**What to do:** Write out the full listing exactly as given, minus the images.

**Dataset section:**
• • •
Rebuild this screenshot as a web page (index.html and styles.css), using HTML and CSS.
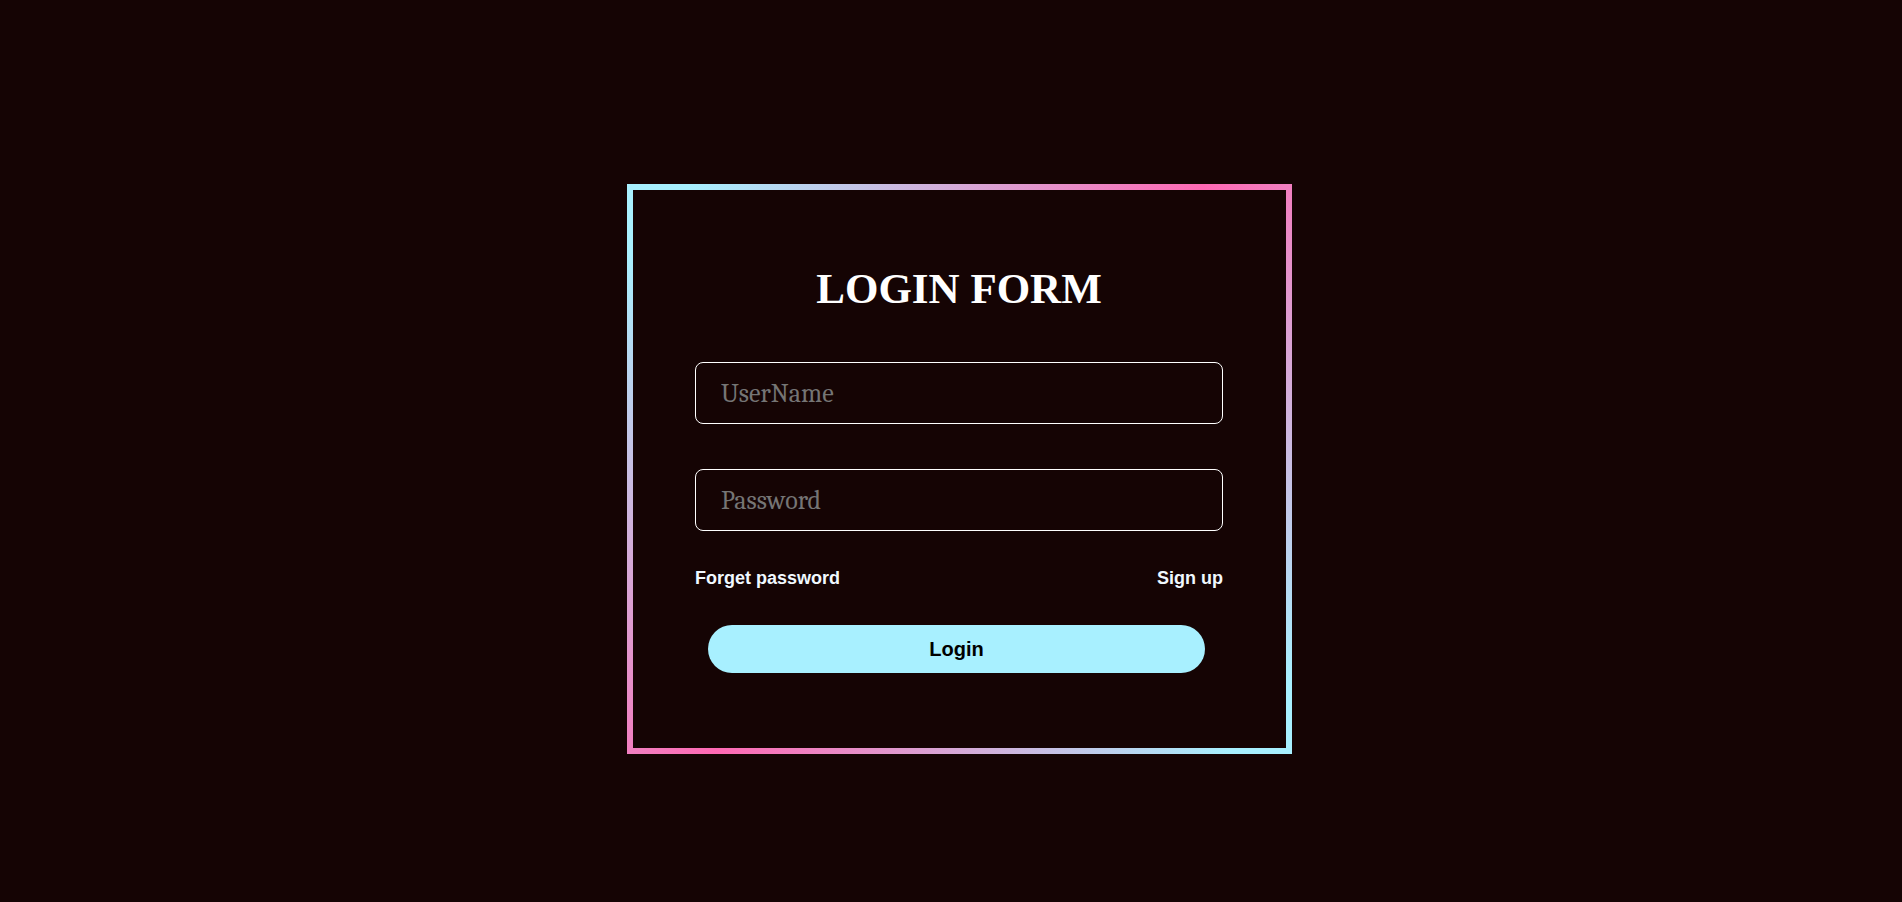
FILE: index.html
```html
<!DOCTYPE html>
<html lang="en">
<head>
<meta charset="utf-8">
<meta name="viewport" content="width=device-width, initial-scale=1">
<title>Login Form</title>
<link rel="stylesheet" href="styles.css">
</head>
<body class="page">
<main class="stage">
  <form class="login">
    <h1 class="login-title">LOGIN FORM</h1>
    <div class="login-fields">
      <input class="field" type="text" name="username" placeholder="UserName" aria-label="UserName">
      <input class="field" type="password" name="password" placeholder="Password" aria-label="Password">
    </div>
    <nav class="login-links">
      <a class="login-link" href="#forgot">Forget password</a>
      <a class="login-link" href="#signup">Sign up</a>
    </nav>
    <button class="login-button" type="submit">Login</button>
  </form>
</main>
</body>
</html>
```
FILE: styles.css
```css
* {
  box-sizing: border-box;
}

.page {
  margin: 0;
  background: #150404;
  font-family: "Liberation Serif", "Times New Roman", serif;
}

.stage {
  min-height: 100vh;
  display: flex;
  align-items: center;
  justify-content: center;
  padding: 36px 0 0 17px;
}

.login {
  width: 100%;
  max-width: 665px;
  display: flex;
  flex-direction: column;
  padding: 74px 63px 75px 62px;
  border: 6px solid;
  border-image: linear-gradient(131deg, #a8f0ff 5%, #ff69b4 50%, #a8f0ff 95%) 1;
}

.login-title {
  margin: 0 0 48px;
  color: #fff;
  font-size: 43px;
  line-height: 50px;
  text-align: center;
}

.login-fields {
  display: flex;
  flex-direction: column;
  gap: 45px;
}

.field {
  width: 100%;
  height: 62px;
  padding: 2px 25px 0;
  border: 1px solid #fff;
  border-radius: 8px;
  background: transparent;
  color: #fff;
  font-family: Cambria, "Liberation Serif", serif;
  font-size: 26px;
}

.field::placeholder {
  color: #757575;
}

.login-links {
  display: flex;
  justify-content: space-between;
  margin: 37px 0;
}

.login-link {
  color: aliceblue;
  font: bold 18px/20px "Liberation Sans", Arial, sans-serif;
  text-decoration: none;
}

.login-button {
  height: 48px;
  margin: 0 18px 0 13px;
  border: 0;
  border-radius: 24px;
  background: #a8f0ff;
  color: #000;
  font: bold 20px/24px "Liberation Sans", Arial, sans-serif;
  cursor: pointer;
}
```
• • •
**Written response:**
Rebuild this screenshot as a web page (index.html and styles.css), using HTML and CSS.
FILE: index.html
```html
<!DOCTYPE html>
<html lang="en">
<head>
<meta charset="utf-8">
<meta name="viewport" content="width=device-width, initial-scale=1">
<title>Login Form</title>
<link rel="stylesheet" href="styles.css">
</head>
<body class="page">
<main class="stage">
  <form class="login">
    <h1 class="login-title">LOGIN FORM</h1>
    <div class="login-fields">
      <input class="field" type="text" name="username" placeholder="UserName" aria-label="UserName">
      <input class="field" type="password" name="password" placeholder="Password" aria-label="Password">
    </div>
    <nav class="login-links">
      <a class="login-link" href="#forgot">Forget password</a>
      <a class="login-link" href="#signup">Sign up</a>
    </nav>
    <button class="login-button" type="submit">Login</button>
  </form>
</main>
</body>
</html>
```
FILE: styles.css
```css
* {
  box-sizing: border-box;
}

.page {
  margin: 0;
  background: #150404;
  font-family: "Liberation Serif", "Times New Roman", serif;
}

.stage {
  min-height: 100vh;
  display: flex;
  align-items: center;
  justify-content: center;
  padding: 36px 0 0 17px;
}

.login {
  width: 100%;
  max-width: 665px;
  display: flex;
  flex-direction: column;
  padding: 74px 63px 75px 62px;
  border: 6px solid;
  border-image: linear-gradient(131deg, #a8f0ff 5%, #ff69b4 50%, #a8f0ff 95%) 1;
}

.login-title {
  margin: 0 0 48px;
  color: #fff;
  font-size: 43px;
  line-height: 50px;
  text-align: center;
}

.login-fields {
  display: flex;
  flex-direction: column;
  gap: 45px;
}

.field {
  width: 100%;
  height: 62px;
  padding: 2px 25px 0;
  border: 1px solid #fff;
  border-radius: 8px;
  background: transparent;
  color: #fff;
  font-family: Cambria, "Liberation Serif", serif;
  font-size: 26px;
}

.field::placeholder {
  color: #757575;
}

.login-links {
  display: flex;
  justify-content: space-between;
  margin: 37px 0;
}

.login-link {
  color: aliceblue;
  font: bold 18px/20px "Liberation Sans", Arial, sans-serif;
  text-decoration: none;
}

.login-button {
  height: 48px;
  margin: 0 18px 0 13px;
  border: 0;
  border-radius: 24px;
  background: #a8f0ff;
  color: #000;
  font: bold 20px/24px "Liberation Sans", Arial, sans-serif;
  cursor: pointer;
}
```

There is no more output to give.